We could go on. How about the claim that ‘torture doesn’t work’? Leave aside whether you think waterboarding is a technique that does or does not fall under the aegis of torture. I can see the strengths of the view that says “I don’t want my country doing this, for moral reasons”. And I can see the strengths of the view that replies “Given what was at stake waterboarding was necessary, and a lot less harsh than many, many other ways of trying to get information”.

I think both those positions are honourable and defensible. What I find incredible, though, is the claim that these sort of techniques never work. It’s the old desire to have your cake and eat it too – so it’s immoral but doesn’t work anyway.  This, of course, is to imagine a world in which there’s always an easy way out and where the facts always correspond with one’s moral druthers.

It’s probably not even worth mentioning the lack of honesty in such recent events as President Obama’s winning of the Nobel Peace Prize, nominations having closed some dozen days after he took up the job. Give the power to pick a winner to a group of largely centre left Norwegian politicians and you shouldn’t be surprised if President Obama wins days into his tenure, but President Reagan never did despite his being as responsible for the Berlin Wall coming down as anyone.

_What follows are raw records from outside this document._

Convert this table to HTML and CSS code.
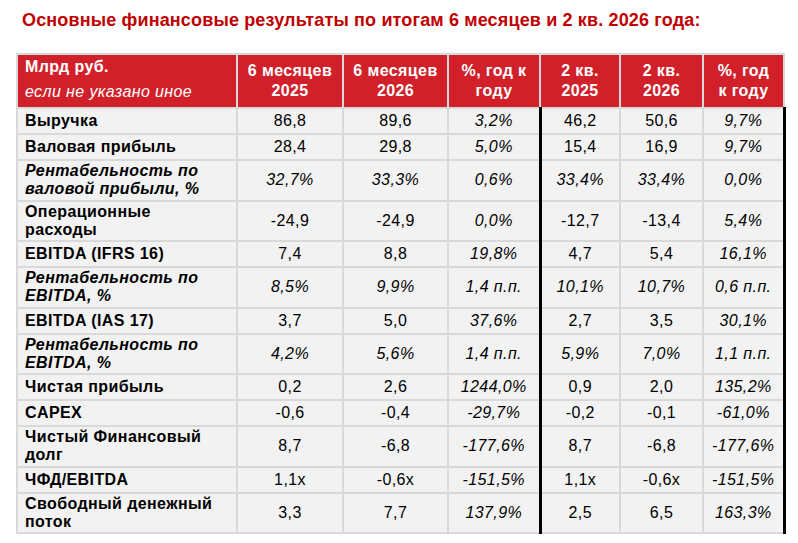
FILE: index.html
```html
<!DOCTYPE html>
<html lang="ru">
<head>
<meta charset="utf-8">
<link rel="stylesheet" href="styles.css">
</head>
<body>
<div class="page">
  <h1 class="title">Основные финансовые результаты по итогам 6 месяцев и 2 кв. 2026 года:</h1>
  <table class="fin">
    <colgroup>
      <col class="c1"><col class="c2"><col class="c3"><col class="c4"><col class="c5"><col class="c6"><col class="c7">
    </colgroup>
    <thead>
      <tr>
        <th class="lbl"><span class="unit">Млрд руб.</span><span class="note">если не указано иное</span></th>
        <th>6 месяцев<br>2025</th>
        <th>6 месяцев<br>2026</th>
        <th>%, год к<br>году</th>
        <th>2 кв.<br>2025</th>
        <th>2 кв.<br>2026</th>
        <th>%, год<br>к году</th>
      </tr>
    </thead>
    <tbody>
      <tr><td class="name">Выручка</td><td>86,8</td><td>89,6</td><td class="it">3,2%</td><td class="q">46,2</td><td>50,6</td><td class="it last">9,7%</td></tr>
      <tr><td class="name">Валовая прибыль</td><td>28,4</td><td>29,8</td><td class="it">5,0%</td><td class="q">15,4</td><td>16,9</td><td class="it last">9,7%</td></tr>
      <tr class="ital tall"><td class="name">Рентабельность по<br>валовой прибыли, %</td><td>32,7%</td><td>33,3%</td><td>0,6%</td><td class="q">33,4%</td><td>33,4%</td><td class="last">0,0%</td></tr>
      <tr class="tall"><td class="name">Операционные<br>расходы</td><td>-24,9</td><td>-24,9</td><td class="it">0,0%</td><td class="q">-12,7</td><td>-13,4</td><td class="it last">5,4%</td></tr>
      <tr><td class="name">EBITDA (IFRS 16)</td><td>7,4</td><td>8,8</td><td class="it">19,8%</td><td class="q">4,7</td><td>5,4</td><td class="it last">16,1%</td></tr>
      <tr class="ital tall"><td class="name">Рентабельность по<br>EBITDA, %</td><td>8,5%</td><td>9,9%</td><td>1,4 п.п.</td><td class="q">10,1%</td><td>10,7%</td><td class="last">0,6 п.п.</td></tr>
      <tr><td class="name">EBITDA (IAS 17)</td><td>3,7</td><td>5,0</td><td class="it">37,6%</td><td class="q">2,7</td><td>3,5</td><td class="it last">30,1%</td></tr>
      <tr class="ital tall"><td class="name">Рентабельность по<br>EBITDA, %</td><td>4,2%</td><td>5,6%</td><td>1,4 п.п.</td><td class="q">5,9%</td><td>7,0%</td><td class="last">1,1 п.п.</td></tr>
      <tr><td class="name">Чистая прибыль</td><td>0,2</td><td>2,6</td><td class="it">1244,0%</td><td class="q">0,9</td><td>2,0</td><td class="it last">135,2%</td></tr>
      <tr><td class="name">CAPEX</td><td>-0,6</td><td>-0,4</td><td class="it">-29,7%</td><td class="q">-0,2</td><td>-0,1</td><td class="it last">-61,0%</td></tr>
      <tr class="tall"><td class="name">Чистый Финансовый<br>долг</td><td>8,7</td><td>-6,8</td><td class="it">-177,6%</td><td class="q">8,7</td><td>-6,8</td><td class="it last">-177,6%</td></tr>
      <tr><td class="name">ЧФД/EBITDA</td><td>1,1x</td><td>-0,6x</td><td class="it">-151,5%</td><td class="q">1,1x</td><td>-0,6x</td><td class="it last">-151,5%</td></tr>
      <tr class="tall"><td class="name">Свободный денежный<br>поток</td><td>3,3</td><td>7,7</td><td class="it">137,9%</td><td class="q">2,5</td><td>6,5</td><td class="it last">163,3%</td></tr>
    </tbody>
  </table>
</div>
</body>
</html>
```
FILE: styles.css
```css
html, body {
  margin: 0;
  padding: 0;
  background: #ffffff;
}
.page {
  padding: 10px 0 0 16px;
  font-family: "Liberation Sans", Arial, sans-serif;
  color: #000;
}
.title {
  margin: 0 0 23px 6px;
  font-size: 18px;
  letter-spacing: 0.15px;
  line-height: 20px;
  font-weight: bold;
  color: #c00000;
}
.fin {
  border-collapse: collapse;
  table-layout: fixed;
  width: 767px;
  font-size: 16px;
  letter-spacing: 0.4px;
}
.c1 { width: 220px; }
.c2 { width: 106px; }
.c3 { width: 105px; }
.c4 { width: 92px; }
.c5 { width: 80px; }
.c6 { width: 83px; }
.c7 { width: 81px; }
.fin th {
  background: #d2202b;
  color: #ffffff;
  font-weight: bold;
  border: 2px solid #d9d9d9;
  height: 48px;
  padding: 0 2px;
  line-height: 20px;
  text-align: center;
  vertical-align: middle;
}
.fin th.lbl {
  text-align: left;
  padding-left: 7px;
  vertical-align: top;
}
.unit {
  display: block;
  padding-top: 2px;
  line-height: 20px;
}
.note {
  display: block;
  font-weight: normal;
  font-style: italic;
  line-height: 30px;
}
.fin td {
  background: #f2f2f2;
  border: 2px solid #d9d9d9;
  height: 24px;
  padding: 0 2px;
  line-height: 18px;
  text-align: center;
  vertical-align: middle;
}
.fin tr.tall td {
  height: 38.5px;
}
.fin td.name {
  text-align: left;
  font-weight: bold;
  padding-left: 7px;
}
.fin td.it,
.fin tr.ital td {
  font-style: italic;
}
.fin td.q {
  border-left: 3px solid #000;
}
.fin td.last {
  border-right: 3px solid #000;
}
```
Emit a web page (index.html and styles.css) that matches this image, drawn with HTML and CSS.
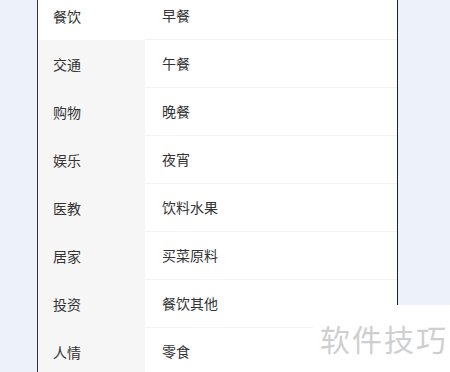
FILE: index.html
```html
<!DOCTYPE html>
<html>

<head>
    <title>分类</title>
    <link rel="stylesheet" href="styles.css">
</head>

<body>
    <div class="phone">
        <div class="picker">
            <ul class="nav">
                <li class="active">餐饮</li>
                <li>交通</li>
                <li>购物</li>
                <li>娱乐</li>
                <li>医教</li>
                <li>居家</li>
                <li>投资</li>
                <li>人情</li>
            </ul>
            <ul class="items">
                <li>早餐</li>
                <li>午餐</li>
                <li>晚餐</li>
                <li>夜宵</li>
                <li>饮料水果</li>
                <li>买菜原料</li>
                <li>餐饮其他</li>
                <li>零食</li>
            </ul>
        </div>
    </div>

    <div class="watermark">软件技巧</div>
</body>

</html>
```

FILE: styles.css
```css
body {
    font-family: "Noto Sans CJK SC", "Noto Sans", sans-serif;
    margin: 0;
    background-color: #edf1fa;
    height: 372px;
    overflow: hidden;
}

.phone {
    margin-left: 37px;
    width: 359px;
    height: 372px;
    background-color: #fff;
    border-left: 1px solid #333;
    border-right: 1px solid #222;
    overflow: hidden;
}

.picker {
    display: grid;
    grid-template-columns: 107px 1fr;
    margin-top: -8px;
}

.nav,
.items {
    list-style: none;
    margin: 0;
    padding: 0;
}

.nav li {
    height: 48px;
    line-height: 48px;
    padding-left: 15px;
    font-size: 14px;
    color: #333;
    background-color: #f6f6f6;
}

.nav li.active {
    background-color: #fff;
}

.items li {
    height: 47px;
    line-height: 47px;
    padding-left: 17px;
    font-size: 14px;
    color: #333;
    border-bottom: 1px solid #f3f3f3;
}

.watermark {
    position: absolute;
    left: 313px;
    top: 305px;
    width: 137px;
    height: 67px;
    background-color: #fff;
    color: #cfcfcf;
    font-size: 30px;
    letter-spacing: 2px;
    line-height: 66px;
    padding-left: 7px;
    box-sizing: border-box;
}
```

Similary, there’s the obfuscation around Roman Polanski and the bid for his extradition from Switzerland. To listen to Hollywood types you’d think Polanski’s having drugged and had sex with an unwilling 13 year old girl, more than once, was an irrelevant detail in the life of a man who has made a few well-received movies. As Whoopi Goldberg explained, “it wasn’t rape-rape”. The literal truth, alas, is that is precisely what it was.

Meanwhile if George W. or Johnny H. or some rightwing Hollywood type (forgive me, but I can’t think of an example offhand, but you get the idea) does something this same crowd disagrees with then the moral exhibitionism and over-the-top cries of outrage are plastered everywhere.

It’s as though all this being economical with la vérité won’t be noticed by the great unwashed.

James Allan is Garrick Professor of Law at the University of Queensland.